Don't forget to look at the numbers in the brackets!  (0.00%) means the
function is cheap but its children aren't.  Which bring the following
question: is the diff implementation slow because of the syscalls it
does?  Or because of the kernel implementation of such syscalls?  Did
someone try on another OS?

'tog blame' spends ~13sec in kernel!  See how _libc_munmap() accounts
for 7% of the overall time, only via got_packid_close().

Another 7% are spent in read(2) plus ~7% in fseek(3), that seems to
correspond to the existing diff implementation.

got_packidx_init_hdr() is also taking a lot of CPU time.  Is it because
of the SHA operations?  Is git using the sames?  Can they be improved?

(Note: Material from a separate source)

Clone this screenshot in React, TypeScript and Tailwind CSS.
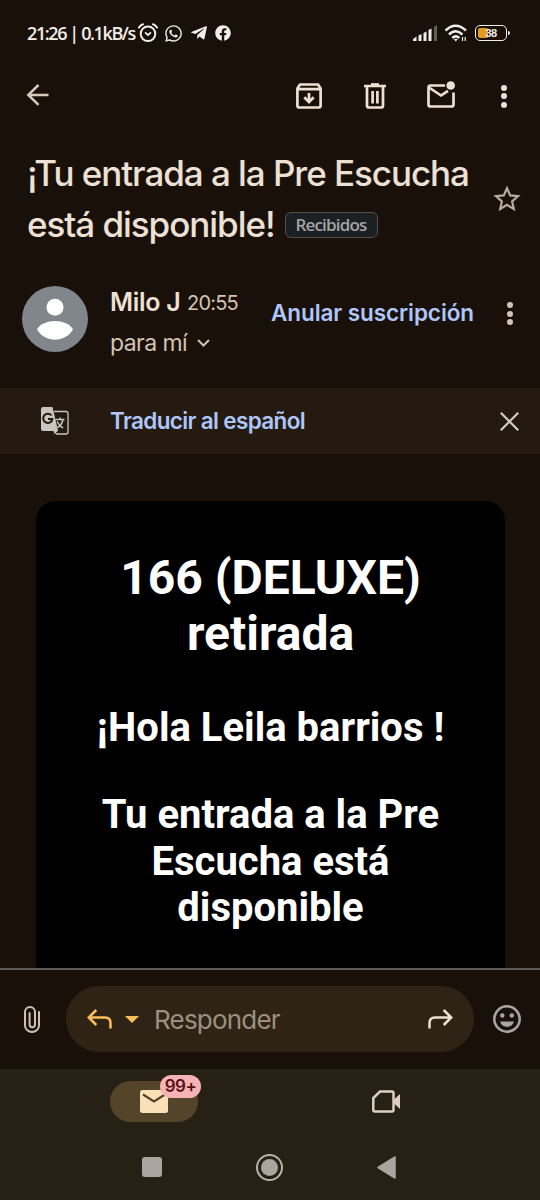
import type { ReactNode } from "react";
import { FaFacebook, FaTelegramPlane, FaWhatsapp } from "react-icons/fa";

function StatusBar() {
  return (
    <div className="flex h-[66px] items-center pl-[27px] pr-[30px] text-[#f3eee8]">
      <span className="w-[108px] whitespace-nowrap font-['Open_Sans',sans-serif] text-[18px] font-semibold tracking-[-1.400px]">
        21:26 | 0.1kB/s
      </span>
      <svg className="ml-[3px] h-5 w-5 shrink-0" viewBox="0 0 20 20" fill="none" stroke="currentColor">
        <circle cx="10" cy="10.8" r="7.3" strokeWidth="2" />
        <path d="M7 9.3l3 2.7 3-2.7" strokeWidth="1.7" />
        <path d="M1 4.5Q2.3 2 5 1.2M19 4.5Q17.700 2 15 1.200" strokeWidth="2" strokeLinecap="round" />
      </svg>
      <FaWhatsapp className="ml-[7px] h-[19px] w-[17px] shrink-0" />
      <FaTelegramPlane className="ml-2 h-[18px] w-[18px] shrink-0" />
      <FaFacebook className="ml-[7px] h-4 w-4 shrink-0" />
      <svg className="ml-auto h-4 w-[25px] shrink-0" viewBox="0 0 25 16" fill="currentColor">
        <path d="M0 14l3.500-2.500V16H0zM5.500 10.500l3-1.500v7h-3zM10.500 8l3-1.500V16h-3zM15.500 5l3-1.500V16h-3z" />
        <path d="M21 2l3-2v16h-3z" opacity=".35" />
      </svg>
      <svg className="ml-[6px] h-[18px] w-6 shrink-0" viewBox="0 0 24 18" fill="none" stroke="currentColor">
        <path d="M1.500 6.500q10-9.500 20.500 0M5 10.500q6.500-6.500 13.500 0M8.300 14q3.500-3.300 7 0" strokeWidth="2.500" />
        <path d="M9.800 15h4l-2 2.500z" fill="currentColor" stroke="none" />
        <path d="M18.500 13v4M21.200 13v4" strokeWidth="1.200" />
      </svg>
      <div className="ml-[7px] flex items-center">
        <div className="relative h-4 w-8 rounded-[5px] border-[1.5px] border-current p-[2px]">
          <div className="h-full w-[10px] rounded-[2px] bg-[#e39b22]" />
          <span className="absolute inset-0 flex items-center justify-center font-['Liberation_Sans',sans-serif] text-[11px] font-bold leading-none tracking-[-0.5px]">
            38
          </span>
        </div>
        <div className="ml-px h-1 w-[2px] rounded-r bg-current" />
      </div>
    </div>
  );
}

function Toolbar() {
  return (
    <div className="flex h-[60px] items-center pl-[26px] pr-[31px] text-[#ede0d4]">
      <svg className="mb-[3px] h-[22px] w-[23px] text-[#d8c9ba]" viewBox="0 0 23 22" fill="none" stroke="currentColor" strokeWidth="2.500">
        <path d="M12.500 1L2.300 10.900l10.200 10M2.500 10.900H22.500" />
      </svg>
      <svg className="ml-[247px] h-[26px] w-[26px]" viewBox="0 0 26 26" fill="none" stroke="currentColor" strokeWidth="2.700">
        <path d="M1.400 5.500L4 1.500h18l2.600 4V22.500a2 2 0 0 1-2 2H3.400a2 2 0 0 1-2-2zM1.400 6.200h23.200" strokeLinejoin="round" />
        <path d="M13 10v8.500M8.300 14.300L13 19l4.700-4.700" />
      </svg>
      <svg className="ml-[42px] h-[26px] w-[22px]" viewBox="0 0 22 26" fill="none" stroke="currentColor" strokeWidth="2.700">
        <path d="M0 3h22M3 4v18.500q0 2 2 2h12q2 0 2-2V4M8.600 8v12.500M13.400 8v12.500" />
        <path d="M7 1.500h8" />
      </svg>
      <svg className="mb-[2px] ml-[41px] h-7 w-7" viewBox="0 0 28 28" fill="none" stroke="currentColor" strokeWidth="2.700">
        <path d="M18 4.500H3.500q-2 0-2 2v17q0 2 2 2h21q2 0 2-2V11.500M2 6.500l12 8 7-4.700" />
        <circle cx="23.700" cy="4.500" r="4.300" fill="currentColor" stroke="none" />
      </svg>
      <Dots className="ml-[46px]" />
    </div>
  );
}

function Dots({ className = "" }: { className?: string }) {
  return (
    <div className={`flex flex-col gap-[2.500px] ${className}`}>
      <span className="h-[6px] w-[6px] rounded-full bg-current" />
      <span className="h-[6px] w-[6px] rounded-full bg-current" />
      <span className="h-[6px] w-[6px] rounded-full bg-current" />
    </div>
  );
}

function Subject() {
  return (
    <div className="flex h-[134px] justify-between pl-[27px] pr-[19px] pt-[22px]">
      <h1 className="whitespace-nowrap font-['Inter',sans-serif] text-[35px] font-medium leading-[51px] tracking-[-1.050px] text-[#ede0d4]">
        ¡Tu entrada a la Pre Escucha
        <span className="flex items-center">
          <span>está disponible!</span>
          <span className="ml-[10px] flex h-[26px] w-[93px] items-center justify-center rounded-md border border-[#52504d] bg-[#1d2023] font-['Open_Sans',sans-serif] text-[17px] font-semibold leading-none tracking-[-0.800px] text-[#a3a5a6]">
            Recibidos
          </span>
        </span>
      </h1>
      <svg className="mt-[37px] h-[27px] w-7 text-[#b8aca0]" viewBox="0 0 28 27" fill="none" stroke="currentColor" strokeWidth="2.200">
        <path d="M14 3.200l3.200 7.200 7.800.7-5.900 5.200 1.700 7.700-6.800-4.100L7.200 24l1.700-7.700L3 11.100l7.800-.7z" />
      </svg>
    </div>
  );
}

function Sender() {
  return (
    <div className="flex h-32 pl-[22px] pr-[27px] font-['Inter',sans-serif]">
      <svg className="mt-[26px] h-[66px] w-[66px] shrink-0" viewBox="0 0 66 66">
        <circle cx="33" cy="33" r="33" fill="#80868b" />
        <circle cx="33" cy="21.300" r="8.500" fill="#fff" />
        <path d="M15 43.500C21 32 45 32 51 43.500 43 57 23 57 15 43.500z" fill="#fff" />
      </svg>
      <div className="ml-[22px] mt-[23px] whitespace-nowrap">
        <div className="flex h-10 items-center">
          <span className="w-[77px] text-[25px] font-semibold tracking-[-0.300px] text-[#ede0d4]">Milo J</span>
          <span className="text-[20px] tracking-[-0.800px] text-[#d3c4b4]">20:55</span>
        </div>
        <div className="flex h-10 items-center text-[#d3c4b4]">
          <span className="text-[23px] tracking-[-0.550px]">para mí</span>
          <svg className="ml-[10px] h-2 w-[13px]" viewBox="0 0 13 8" fill="none" stroke="currentColor" strokeWidth="2">
            <path d="M1 1l5.500 5.500L12 1" />
          </svg>
        </div>
      </div>
      <span className="ml-auto mt-[35px] whitespace-nowrap text-[22.500px] font-semibold leading-9 tracking-[-0.080px] text-[#afc6fa]">
        Anular suscripción
      </span>
      <Dots className="ml-[33px] mt-[42px] text-[#d3c4b4]" />
    </div>
  );
}

function TranslateBar() {
  return (
    <div className="flex h-[66px] items-center bg-[#241a0f] pl-[41px] pr-[21px]">
      <svg className="h-7 w-7" viewBox="0 0 28 28" fill="none">
        <path d="M13 4.500h12q2 0 2 2v18.500q0 2-2 2H15" stroke="#c9c6c1" strokeWidth="1.300" />
        <path d="M2 0h9.500l5.500 23.500-3.300 4-1.200-3.500H2q-2 0-2-2V2q0-2 2-2z" fill="#c9c6c1" />
        <path d="M10.500 8.500A4.600 4.600 0 1 0 11.400 12H7" stroke="#241a0f" strokeWidth="2" />
        <path d="M14.500 12.500h9M19 10.500v2M22 12.500q-1.500 6-5.500 8M16 14.500q2 4 6 6.500" stroke="#c9c6c1" strokeWidth="1.500" />
      </svg>
      <span className="ml-[41px] font-['Inter',sans-serif] text-[22.500px] font-semibold tracking-[-0.650px] text-[#afc6fa]">
        Traducir al español
      </span>
      <svg className="ml-auto h-[19px] w-[19px]" viewBox="0 0 19 19" stroke="#d3cdc5" strokeWidth="2.200">
        <path d="M.8.8l17.400 17.400M18.200.8L.8 18.200" />
      </svg>
    </div>
  );
}

function MailBody() {
  return (
    <div className="h-[514px] overflow-hidden pl-9 pr-[35px] pt-[47px]">
      <div className="h-full rounded-t-[20px] bg-black pt-[49px] text-center font-['Roboto',sans-serif] font-bold text-white">
        <p className="text-[48px] leading-[56px]">
          166 (DELUXE)
          <br />
          retirada
        </p>
        <p className="mt-[42px] text-[40px] leading-[47px]">¡Hola Leila barrios !</p>
        <p className="mt-[41px] text-[40px] leading-[46.700px]">
          Tu entrada a la Pre
          <br />
          Escucha está
          <br />
          disponible
        </p>
      </div>
    </div>
  );
}

function ReplyBar() {
  return (
    <div className="flex h-[101px] items-center border-t-2 border-[#5c5b57] pb-px pl-6">
      <svg className="h-[27px] w-4 shrink-0" viewBox="0 0 16 27" fill="none" stroke="#cfc2b5" strokeWidth="2" strokeLinecap="round">
        <path d="M15 6v13.500a7 6.500 0 0 1-14 0V6a5 5 0 0 1 10 0v12.500a2.700 2.700 0 0 1-5.400 0V7" />
      </svg>
      <div className="ml-[26px] flex h-[66px] w-[408px] shrink-0 items-center rounded-full bg-[#2e2314] pl-[21px] pr-[21px]">
        <svg className="h-5 w-[25px]" viewBox="0 0 25 20" fill="none" stroke="#fcbd5b" strokeWidth="2.500">
          <path d="M9.300 1L1.800 8.500 9.300 16M2 8.500h16q5.500 0 5.500 5.500v5.500" />
        </svg>
        <svg className="ml-[13px] h-[7px] w-[14px]" viewBox="0 0 14 7">
          <path d="M0 0h14L7 7z" fill="#fcbd5b" />
        </svg>
        <span className="ml-[15px] font-['Inter',sans-serif] text-[26px] tracking-[-0.800px] text-[#9d9080]">Responder</span>
        <svg className="ml-auto h-5 w-[25px]" viewBox="0 0 25 20" fill="none" stroke="#ede0d4" strokeWidth="2.500">
          <path d="M15.700 1l7.500 7.500-7.500 7.500M23 8.500H7Q1.500 8.500 1.500 14v5.500" />
        </svg>
      </div>
      <svg className="ml-[19px] h-7 w-7 shrink-0" viewBox="0 0 28 28" fill="#a9a6a2">
        <circle cx="14" cy="14" r="12.700" fill="none" stroke="#a9a6a2" strokeWidth="2.500" />
        <circle cx="9.300" cy="10.500" r="2.200" />
        <circle cx="18.800" cy="10.500" r="2.200" />
        <path d="M7 16.500h14q-1.800 5.300-7 5.300t-7-5.300z" />
      </svg>
    </div>
  );
}

function NavCell({ children }: { children: ReactNode }) {
  return <div className="flex w-[88px] justify-center">{children}</div>;
}

function BottomNav() {
  return (
    <div className="h-[131px] bg-[#262015] pt-3">
      <div className="flex items-center pl-[110px]">
        <div className="relative flex h-[41px] w-[88px] items-center justify-center rounded-full bg-[#53442a]">
          <svg className="h-[23px] w-7" viewBox="0 0 28 23">
            <rect width="28" height="23" rx="2.500" fill="#fbdfb7" />
            <path d="M3 4.500l11 7 11-7" fill="none" stroke="#53442a" strokeWidth="2.200" />
          </svg>
          <span className="absolute -top-[6px] left-[50px] flex h-[23px] w-[41px] items-center justify-center rounded-full bg-[#f5b3b5] font-['Inter',sans-serif] text-[17px] font-semibold tracking-[-0.500px] text-[#5b1014]">
            99+
          </span>
        </div>
        <svg className="ml-[174px] h-[23px] w-[28px]" viewBox="0 0 28 23" fill="none">
          <path d="M8 1.500h12q1.500 0 1.500 1.500v17q0 1.500-1.500 1.500H3q-1.700 0-1.700-1.500V8z" stroke="#ddd0c2" strokeWidth="2.500" />
          <path d="M22 9.500L28 4v15l-6-5.500z" fill="#ddd0c2" />
        </svg>
      </div>
      <div className="mt-[31px] flex h-7 items-center gap-[29px] pl-[108px]">
        <NavCell>
          <div className="h-5 w-5 rounded-[3px] bg-[#aaa69f]" />
        </NavCell>
        <NavCell>
          <div className="flex h-[27px] w-[27px] items-center justify-center rounded-full border-2 border-[#b7b3ad]">
            <div className="h-[17px] w-[17px] rounded-full bg-[#aaa69f]" />
          </div>
        </NavCell>
        <NavCell>
          <svg className="h-[23px] w-[19px]" viewBox="0 0 19 23">
            <path d="M18 1v21L1 11.500z" fill="#aaa69f" stroke="#aaa69f" strokeWidth="1.500" strokeLinejoin="round" />
          </svg>
        </NavCell>
      </div>
    </div>
  );
}

export default function App() {
  return (
    <div className="h-[1200px] w-[540px] overflow-hidden bg-[#191109]">
      <StatusBar />
      <Toolbar />
      <Subject />
      <Sender />
      <TranslateBar />
      <MailBody />
      <ReplyBar />
      <BottomNav />
    </div>
  );
}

What about the number of betoh32() calls?  Can they be reduced?  For
example:

	if (betoh32(*h->version) != GOT_PACKIDX_VERSION)
		...

Could we move the swap on the other side and have it computed only once
at build time?

Another expensive function is got_object_id_cmp() which compares SHA
hashes.  It is called often via RB-tree insert.  Is a RB-tree necessary?
In this use case you have ~20K insertions and ~40k search that both
result in ~3.4M comparisons.  Would another data structure result in
fewer comparisons?

And maybe it is possible to traverse commits via a different linking.
Isn't a parent/child linking available?  Could that be used in some cases?